You’re background is old school, yet you’ve managed to make the transition to what the new guys are doing. Is your background as unusual as it sounds to me?
There aren’t a lot of people that have done every side of the street imaginable. I started with an old regional brewery, I went to the original craft brewery—but it was still an older brewery. I’ve been with the big guys, and back with the regionals again. I appreciate both sides: I like the specialty formulations and those kind of beer, but at the same time I really appreciate the big guys’ expertise. I’m a blend of both.
From your perspective, what are the strengths and weaknesses of the different sectors where you’ve worked professionally?
The weakness on the craft side is that, initially, you had people who were just so pleased that their beer had more flavor than Budweiser, without realizing that half of those flavors were off-flavors. Now the craft brewing industry has gotten so much better. You have some very good ones, although you still have some guys who were homebrewing yesterday and think they can parlay that into professional brewing tomorrow.
I don’t really see a big schism between mainstream and craft production…or at least there shouldn’t be. Whichever camp you are in, both brewers should be trying to make a consistent product with an absence of flavor faults no matter what the desired profile might be. Developing full-flavored beers is fun and challenging, while making consistent mainstream beers is in many ways more difficult, not the least of which is because any off flavor is going to stick out like a sore thumb.
Which aspect of brewing is most fun for you?
I still like formulating specialty beers. In fact, with Pabst, I just made the first specialty beer in Mainland China. There’s almost no ale in China: I had to smuggle the yeast into the country. I formulated a special high-gravity ale called “1844.” It’s all malt, and we use caramel malts from Germany. The initial aging is dry-hopped rather heavily. Then we do a secondary aging in new uncharred American oak whiskey barrels. We bought 750 brand new barrels to the tune of $100,000. This is a very special beer; it’s retailing for about over $40 U.S. for a 720 ml bottle.
There’s an audience there for it?
There’s the nouveau riche, and in China, perception is everything—look at me, I’m rich. Then also, there is another group that may be part of our market, and that’s state banquet dinners. Normally, you’d drink brandy, and this beer kind of has the look of brandy—it’s a reddish-brown color, but it won’t hurt you as much.
The beer combines a new flavor and a Western status symbol. Apart from the prestige, how are you selling these new tastes?
It’s new on the market, so I’m not sure exactly how it’s going—I have very little to do with the sales side.
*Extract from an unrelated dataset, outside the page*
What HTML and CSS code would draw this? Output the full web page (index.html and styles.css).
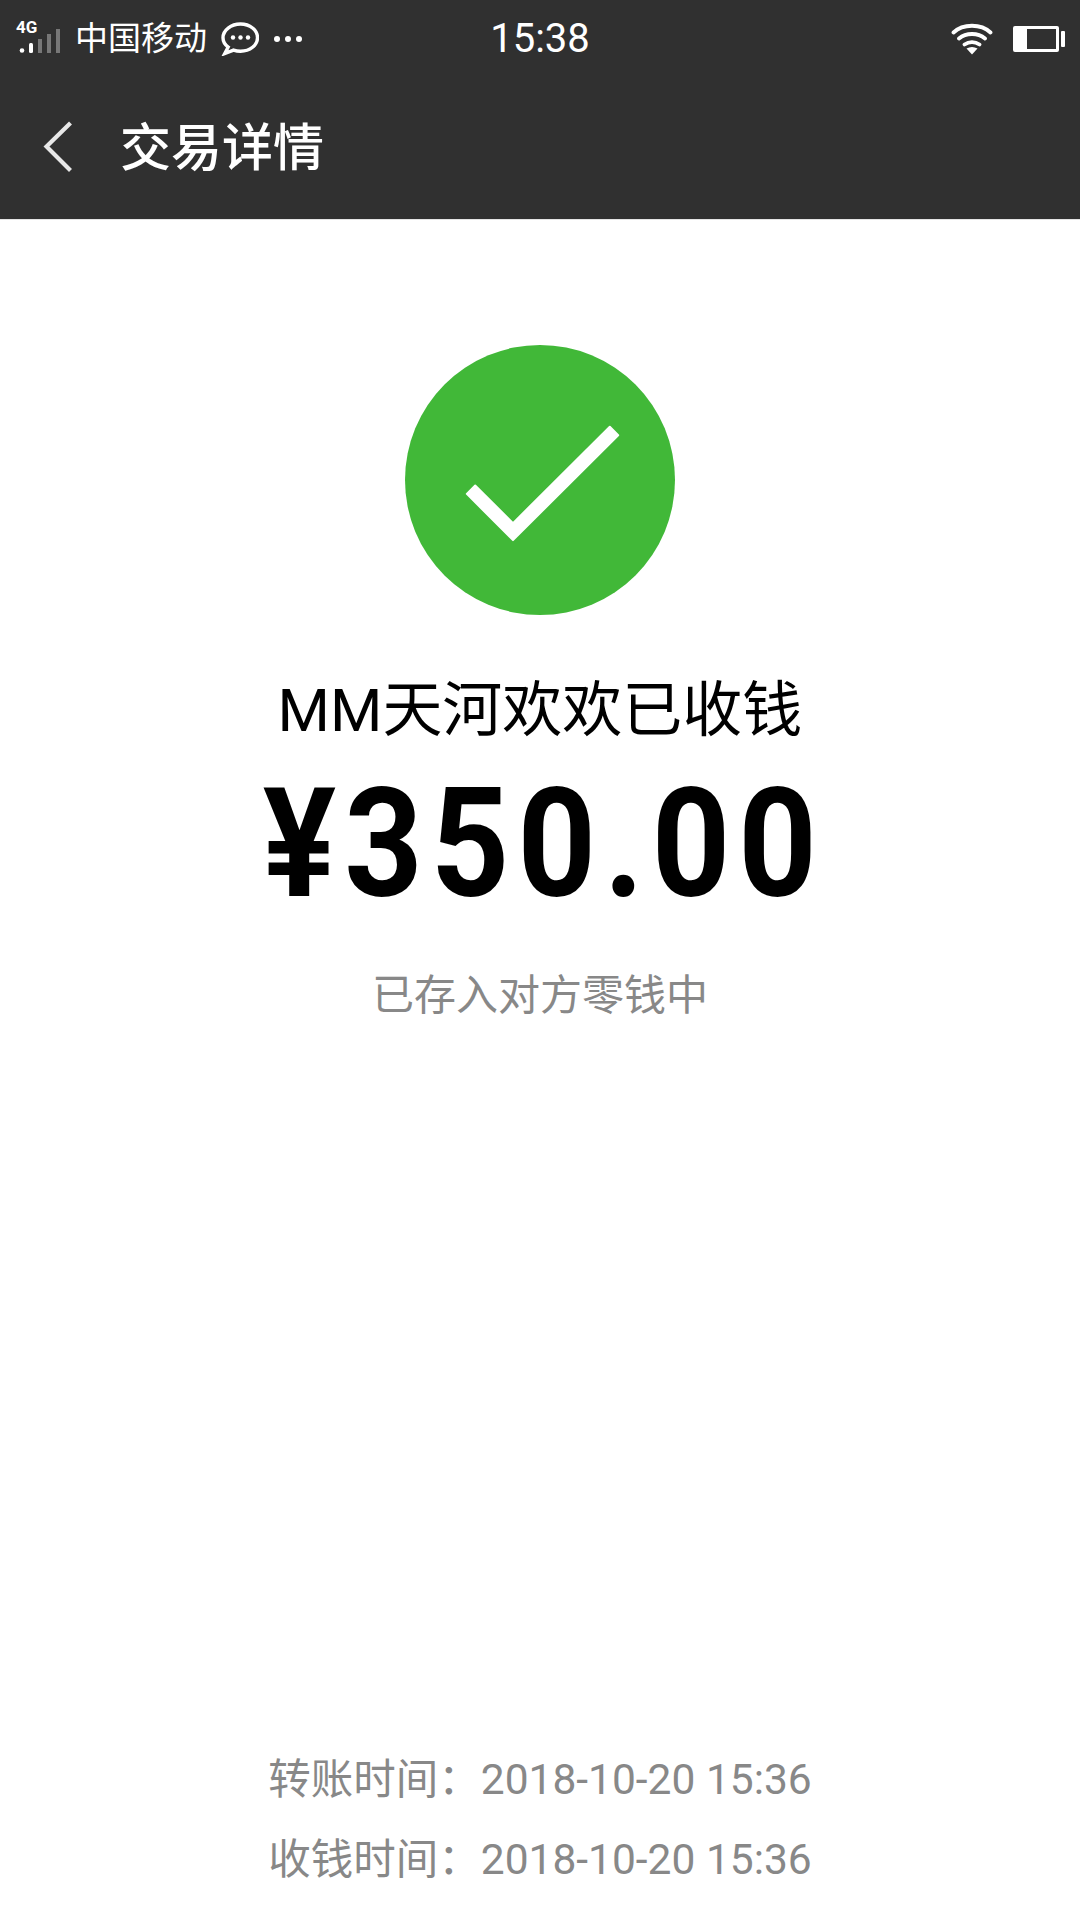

There is a TV commercial that’s quite attractive, that uses old still photos of the early days of Pabst, back when they used wooden barrels there.
What’s Pabst’s story in China?
We were the first foreign brewery in China, since the liberation in 1949—as it’s called there. We’re doing about one and a half million barrels there. Our first brews were, I believe, 1993; I didn’t get there until 1998. At that time, the largest-selling foreign brand in China was Pabst Blue Ribbon.
So now you’re the peripatetic brewmaster for how many breweries?
My title with Pabst is Brewmaster and Chief Representative-Asia. We have one brewery in southern China and one in northern China. I’m in and out of Lhasa, and I work with our craft brewery in Hilo, Mehana Brewing, that brews some of our draft Primo for Hawaii. And I live in Kyoto.
China is a huge beer market? What are consumers there excited about? What possibilities do brewers see?
Because it’s such a huge market, every major brewer is there. Like I said, when I was first there in ’98, we were the largest foreign brand in China. In ’99 when you had the downturn in the Asian economy, people fled for their lives. Fosters cashed out and I think lost $65 million U.S.—which to me is real money. But now with the growth in the Chinese economy, every major brewer is in there with both feet. And so while our volume has increased some, everyone else has increased exponentially because they have so much more money. However, a lot of them aren’t making money, because it’s a very cutthroat market. There’s beer out there is very, very cheap.